Material for this task:

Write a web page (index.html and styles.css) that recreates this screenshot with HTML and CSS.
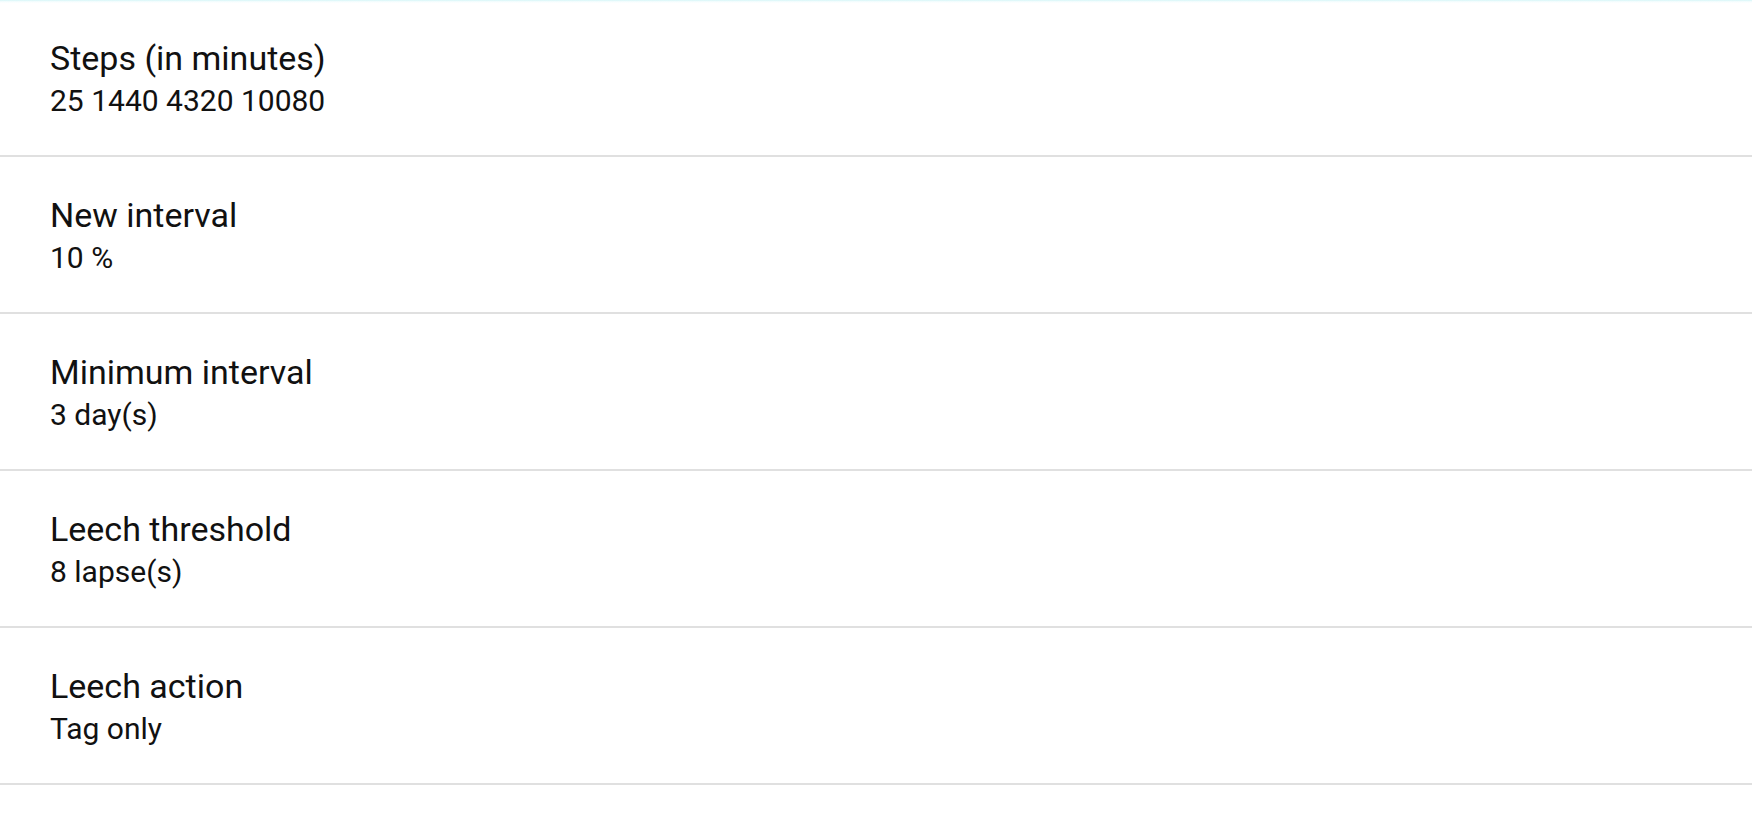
FILE: index.html
```html
<!DOCTYPE html>
<html lang="en">
<head>
<meta charset="utf-8">
<title>Lapses</title>
<link rel="stylesheet" href="styles.css">
</head>
<body>
<div class="top-shadow"></div>
<ul class="prefs">
  <li class="pref">
    <div class="pref-title">Steps (in minutes)</div>
    <div class="pref-summary">25 1440 4320 10080</div>
  </li>
  <li class="pref">
    <div class="pref-title">New interval</div>
    <div class="pref-summary">10 %</div>
  </li>
  <li class="pref">
    <div class="pref-title">Minimum interval</div>
    <div class="pref-summary">3 day(s)</div>
  </li>
  <li class="pref">
    <div class="pref-title">Leech threshold</div>
    <div class="pref-summary">8 lapse(s)</div>
  </li>
  <li class="pref">
    <div class="pref-title">Leech action</div>
    <div class="pref-summary">Tag only</div>
  </li>
</ul>
</body>
</html>
```

FILE: styles.css
```css
html, body {
  margin: 0;
  padding: 0;
  background: #ffffff;
}

body {
  font-family: Roboto, "Noto Sans", "Liberation Sans", sans-serif;
  color: #111111;
  position: relative;
  min-height: 825px;
}

.top-shadow {
  position: absolute;
  left: 0;
  right: 0;
  top: 0;
  height: 3px;
  background: linear-gradient(to bottom, #d6f6f8, rgba(230, 250, 252, 0.5) 50%, rgba(255, 255, 255, 0));
}

.prefs {
  list-style: none;
  margin: 0;
  padding: 0;
}

.pref {
  display: flex;
  flex-direction: column;
  justify-content: flex-start;
  height: 155px;
  box-sizing: content-box;
  padding: 0 0 0 50px;
  border-bottom: 2px solid #e0e0e0;
}

.pref-title {
  font-size: 34px;
  line-height: 40px;
  margin-top: 38px;
  white-space: nowrap;
}

.pref-summary {
  font-size: 30px;
  line-height: 40px;
  margin-top: 3px;
  white-space: nowrap;
}
```
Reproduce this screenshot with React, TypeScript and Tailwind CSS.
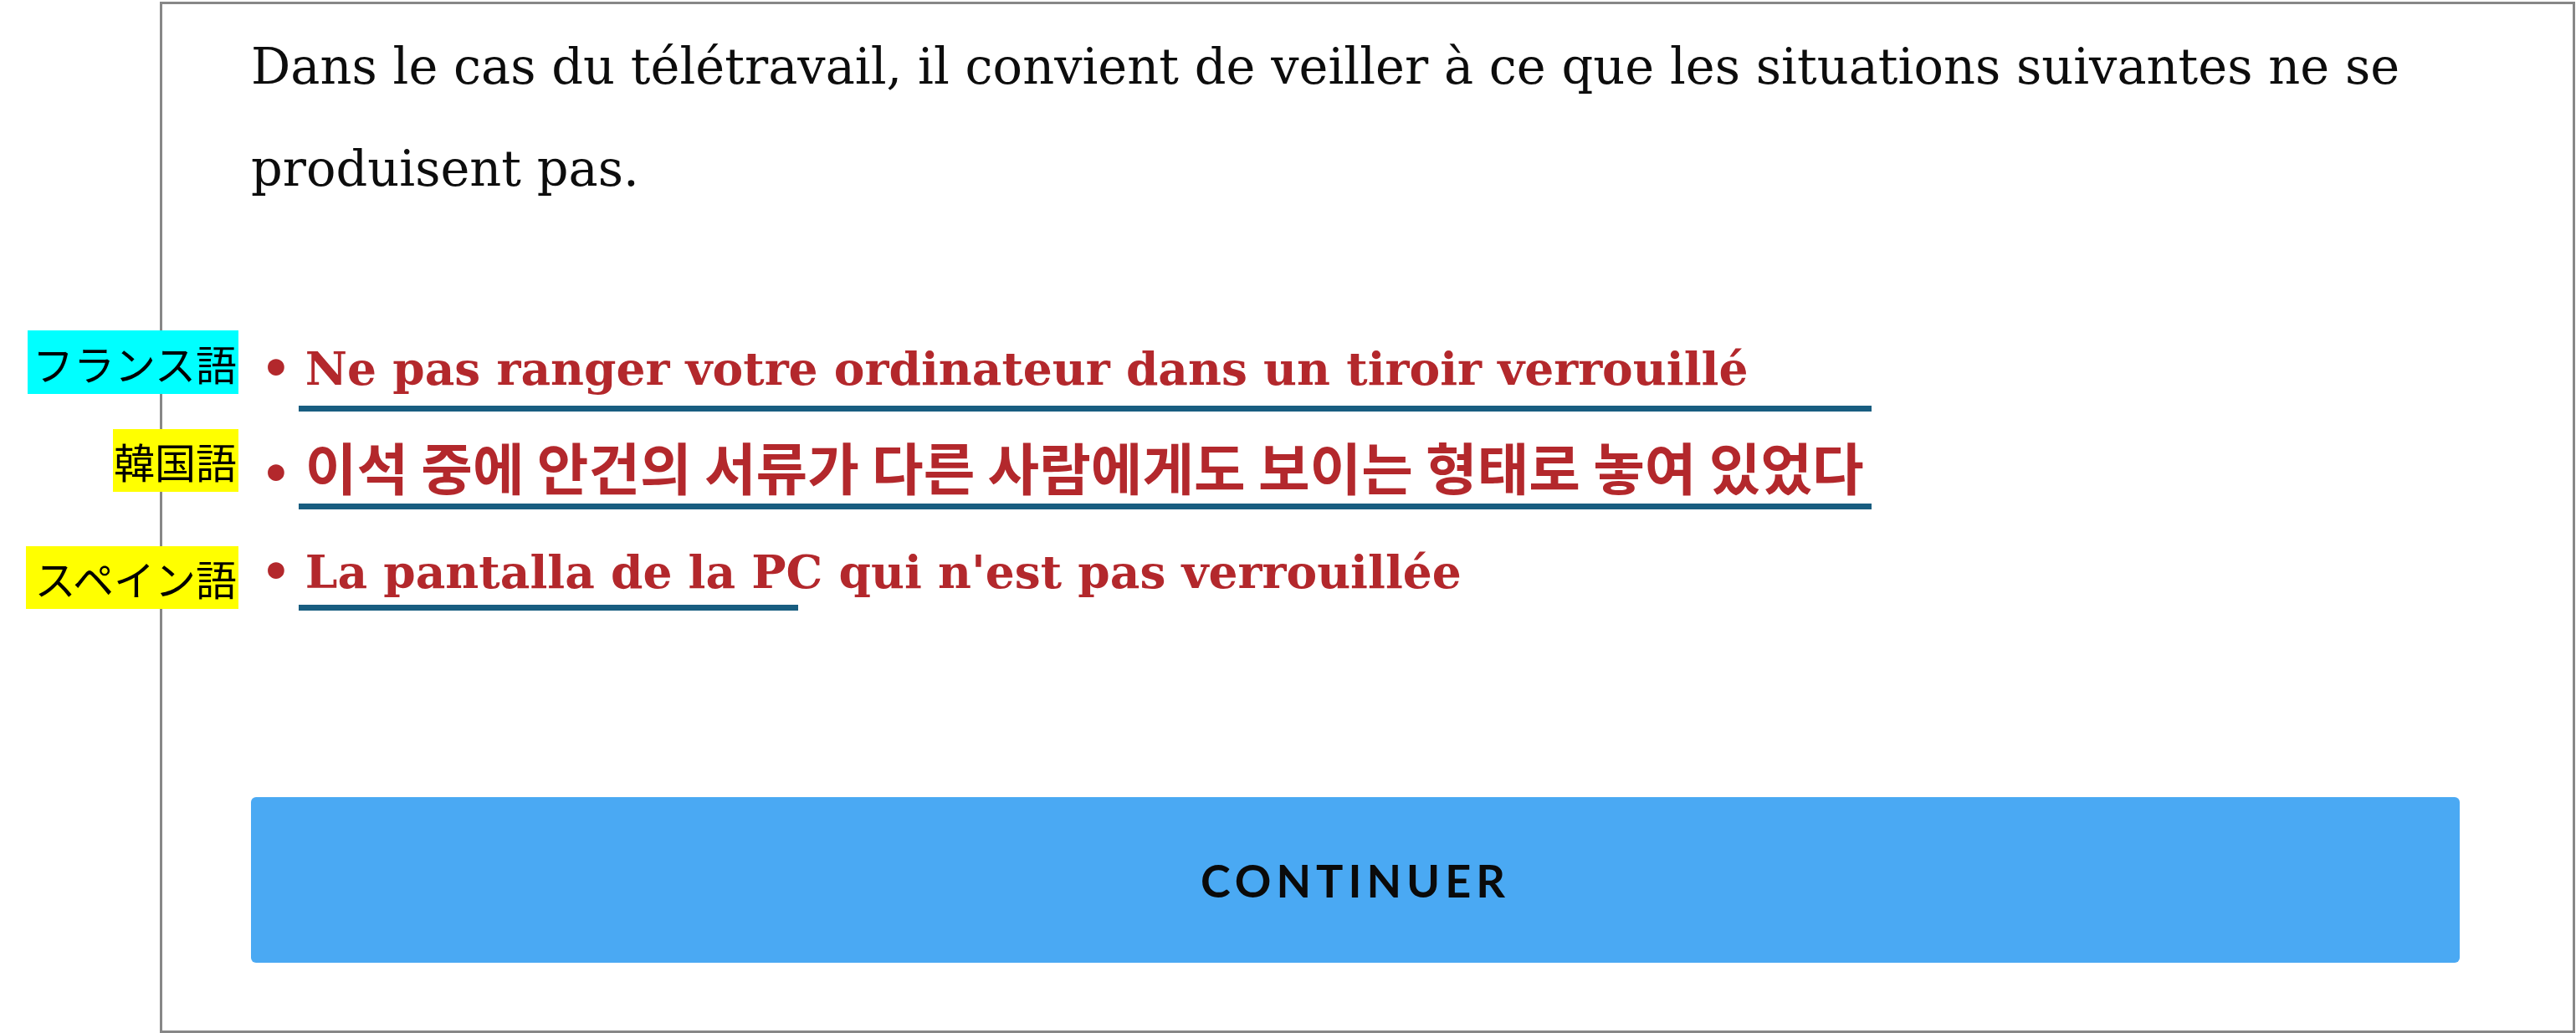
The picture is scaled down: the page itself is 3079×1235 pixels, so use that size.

Exercise task: Reproduce the full listing faithfully, but do not carry over any pictures.

Problem solution:
Write a web page (index.html and styles.css) that recreates this screenshot with HTML and CSS.
FILE: index.html
```html
<!DOCTYPE html>
<html lang="en">
<head>
<meta charset="utf-8">
<title>Lapses</title>
<link rel="stylesheet" href="styles.css">
</head>
<body>
<div class="top-shadow"></div>
<ul class="prefs">
  <li class="pref">
    <div class="pref-title">Steps (in minutes)</div>
    <div class="pref-summary">25 1440 4320 10080</div>
  </li>
  <li class="pref">
    <div class="pref-title">New interval</div>
    <div class="pref-summary">10 %</div>
  </li>
  <li class="pref">
    <div class="pref-title">Minimum interval</div>
    <div class="pref-summary">3 day(s)</div>
  </li>
  <li class="pref">
    <div class="pref-title">Leech threshold</div>
    <div class="pref-summary">8 lapse(s)</div>
  </li>
  <li class="pref">
    <div class="pref-title">Leech action</div>
    <div class="pref-summary">Tag only</div>
  </li>
</ul>
</body>
</html>
```

FILE: styles.css
```css
html, body {
  margin: 0;
  padding: 0;
  background: #ffffff;
}

body {
  font-family: Roboto, "Noto Sans", "Liberation Sans", sans-serif;
  color: #111111;
  position: relative;
  min-height: 825px;
}

.top-shadow {
  position: absolute;
  left: 0;
  right: 0;
  top: 0;
  height: 3px;
  background: linear-gradient(to bottom, #d6f6f8, rgba(230, 250, 252, 0.5) 50%, rgba(255, 255, 255, 0));
}

.prefs {
  list-style: none;
  margin: 0;
  padding: 0;
}

.pref {
  display: flex;
  flex-direction: column;
  justify-content: flex-start;
  height: 155px;
  box-sizing: content-box;
  padding: 0 0 0 50px;
  border-bottom: 2px solid #e0e0e0;
}

.pref-title {
  font-size: 34px;
  line-height: 40px;
  margin-top: 38px;
  white-space: nowrap;
}

.pref-summary {
  font-size: 30px;
  line-height: 40px;
  margin-top: 3px;
  white-space: nowrap;
}
```
Reproduce this screenshot with React, TypeScript and Tailwind CSS.
The picture is scaled down: the page itself is 3079×1235 pixels, so use that size.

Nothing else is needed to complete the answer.